A ambição de Nickel Boys, todavia, encontra certas limitações. A representação não chega a instituir um fluxo de consciência. Na constituição dos ambientes a partir dos fatos vividos, a impressão nem sempre supera a descrição - principalmente nas sequências supostamente mais cognitivas, onde a História se funde ao inconsciente através das citações visuais inseridas na montagem alusiva.
Ainda que Ross enfatize os vetores emocionais ao invés da estrutura, limitando o distanciamento instaurado por uma estratégia oblíqua de imersão sensorial, a dialética de Nickel Boys enquanto exercício psicológico se mantém firme. Até mais do que o senso de deslocamento social, prevalece o companheirismo mútuo como alternativa ao esgotamento diante das consequências de um sistema moroso, injusto e segregacionista. No comércio de representações entre o homem e a História, a relação empática é o antídoto imperativo - uma comunhão entre Elwood e Turner, entre o filme de RaMell Ross e nós.
A Complete Unknown
de James Mangold (EUA, 2024)
Sabe quem tem preguiça de Bob Dylan e acha a sonoridade das músicas dele monocórdica e a interpretação vocal constantemente “desafinada”? Pois é, indiretamente Um Completo Desconhecido corresponde a essa predisposição superficial de compreensão artística. Porque é novamente o caso de um ícone popular controverso limitado à moldura de um retrato convencional, formulaico e academicista. Uma pena que Bob Dylan, tão afeito à construções líricas e descrições particularizadas, seja visto com tamanha condescendência mítica diante de suas próprias idiossincrasias enquanto homem e artista.

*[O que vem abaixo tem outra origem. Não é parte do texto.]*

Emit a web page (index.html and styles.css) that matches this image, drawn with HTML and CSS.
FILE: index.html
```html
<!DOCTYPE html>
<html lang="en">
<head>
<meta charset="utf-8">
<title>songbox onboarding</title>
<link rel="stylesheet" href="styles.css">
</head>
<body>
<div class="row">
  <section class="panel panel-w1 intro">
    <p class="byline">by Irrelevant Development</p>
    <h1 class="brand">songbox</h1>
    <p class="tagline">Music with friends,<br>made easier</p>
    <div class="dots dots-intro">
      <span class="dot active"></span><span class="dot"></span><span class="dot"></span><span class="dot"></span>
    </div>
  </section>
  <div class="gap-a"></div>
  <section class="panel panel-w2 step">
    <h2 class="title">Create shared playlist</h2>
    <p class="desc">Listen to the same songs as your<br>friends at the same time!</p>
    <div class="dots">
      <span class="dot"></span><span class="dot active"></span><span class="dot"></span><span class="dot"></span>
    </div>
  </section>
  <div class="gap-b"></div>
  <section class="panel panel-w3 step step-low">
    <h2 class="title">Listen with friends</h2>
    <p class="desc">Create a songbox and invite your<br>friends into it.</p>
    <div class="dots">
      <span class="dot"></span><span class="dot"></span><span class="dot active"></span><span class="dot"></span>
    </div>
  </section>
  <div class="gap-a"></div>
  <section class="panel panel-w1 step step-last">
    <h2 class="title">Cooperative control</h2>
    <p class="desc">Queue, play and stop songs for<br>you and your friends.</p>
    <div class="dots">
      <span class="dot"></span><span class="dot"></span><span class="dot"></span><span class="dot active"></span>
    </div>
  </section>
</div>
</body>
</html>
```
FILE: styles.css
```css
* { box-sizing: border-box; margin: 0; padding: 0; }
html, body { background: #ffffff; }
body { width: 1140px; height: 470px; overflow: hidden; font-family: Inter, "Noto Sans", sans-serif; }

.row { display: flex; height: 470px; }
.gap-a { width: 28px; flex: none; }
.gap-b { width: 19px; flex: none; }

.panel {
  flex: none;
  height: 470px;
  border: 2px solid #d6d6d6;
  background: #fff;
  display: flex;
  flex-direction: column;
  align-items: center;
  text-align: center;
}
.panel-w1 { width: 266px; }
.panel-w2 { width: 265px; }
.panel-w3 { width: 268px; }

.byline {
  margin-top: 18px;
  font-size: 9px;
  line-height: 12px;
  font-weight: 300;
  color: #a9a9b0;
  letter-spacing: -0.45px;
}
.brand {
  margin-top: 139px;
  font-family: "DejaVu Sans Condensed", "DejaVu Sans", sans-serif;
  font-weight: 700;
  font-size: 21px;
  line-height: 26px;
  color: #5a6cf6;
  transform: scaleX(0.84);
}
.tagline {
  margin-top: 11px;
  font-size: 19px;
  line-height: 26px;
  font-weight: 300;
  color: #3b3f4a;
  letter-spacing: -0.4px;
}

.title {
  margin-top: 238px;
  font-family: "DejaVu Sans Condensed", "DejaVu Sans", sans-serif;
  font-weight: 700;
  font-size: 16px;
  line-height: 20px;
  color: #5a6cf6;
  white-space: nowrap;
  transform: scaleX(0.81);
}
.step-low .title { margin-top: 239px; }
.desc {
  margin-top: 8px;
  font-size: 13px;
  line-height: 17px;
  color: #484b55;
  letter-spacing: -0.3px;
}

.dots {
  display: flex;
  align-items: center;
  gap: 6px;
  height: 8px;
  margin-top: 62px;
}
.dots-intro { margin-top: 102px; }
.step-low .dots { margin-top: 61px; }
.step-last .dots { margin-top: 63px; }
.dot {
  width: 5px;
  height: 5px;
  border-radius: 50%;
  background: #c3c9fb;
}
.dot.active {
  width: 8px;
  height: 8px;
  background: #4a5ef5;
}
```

Nem tudo são pedras, contudo. Na absoluta ausência de invenção de Um Completo Desconhecido, há um lampejo de inspiração. Diante de uma encenação isenta (disfarçada de imparcialidade), repleta de exposições literais e pormenorizações superficiais, Timothée Chalamet atua como uma esponja, absorvendo as informações expelidas pela narração e reagindo a elas de maneira sensível por meio de sua performance. É uma especie de escritura através da atuação, algo bem mais interessante do que incorporar trejeitos ou brincar de sósia. Tal capacidade poética é a única coisa que aproxima o filme de James Mangold à composição de seu biografado. É a transmutação produzida enquanto expressão cinematográfica.

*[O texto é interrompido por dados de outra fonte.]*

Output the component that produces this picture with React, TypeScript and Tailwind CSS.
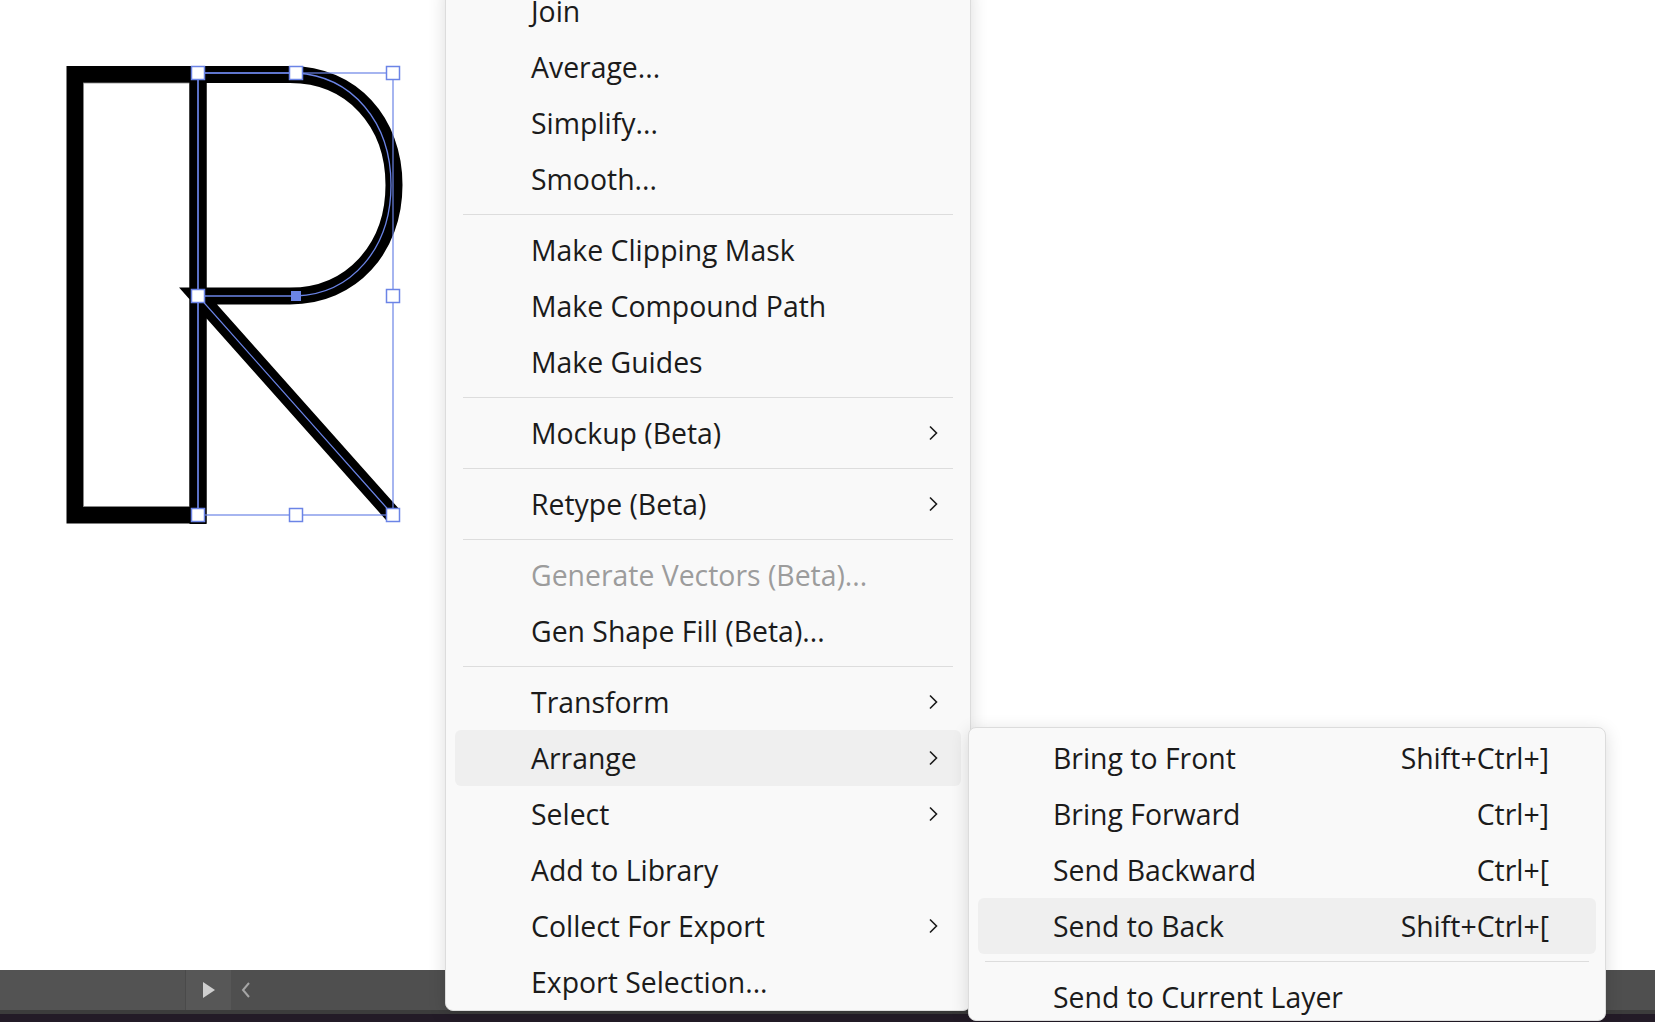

O elenco coadjuvante sofre com as restrições dos arquétipos (Edward Norton encarna Pete Seeger; Boyd Holbrook, Johnny Cash; Scott McNairy, Woody Guthrie), mas como contrapeso à necessária contenção dramática de Chalamet, o carisma de Monica Barbaro opera milagres. Sua Joan Baez adquire uma dimensão maior do que a prevista no roteiro. Rola uma certa energia anímica em Um Completo Desconhecido quando a dupla está cantando em cena. São momentos incandescentes em um filme cuja maior preocupação é agradar a todos e evitar dissonâncias. Ou seja, ao contrário de seu protagonista, fadado ao esquecimento.
Seu texto me deixou curioso com Nickel Boys!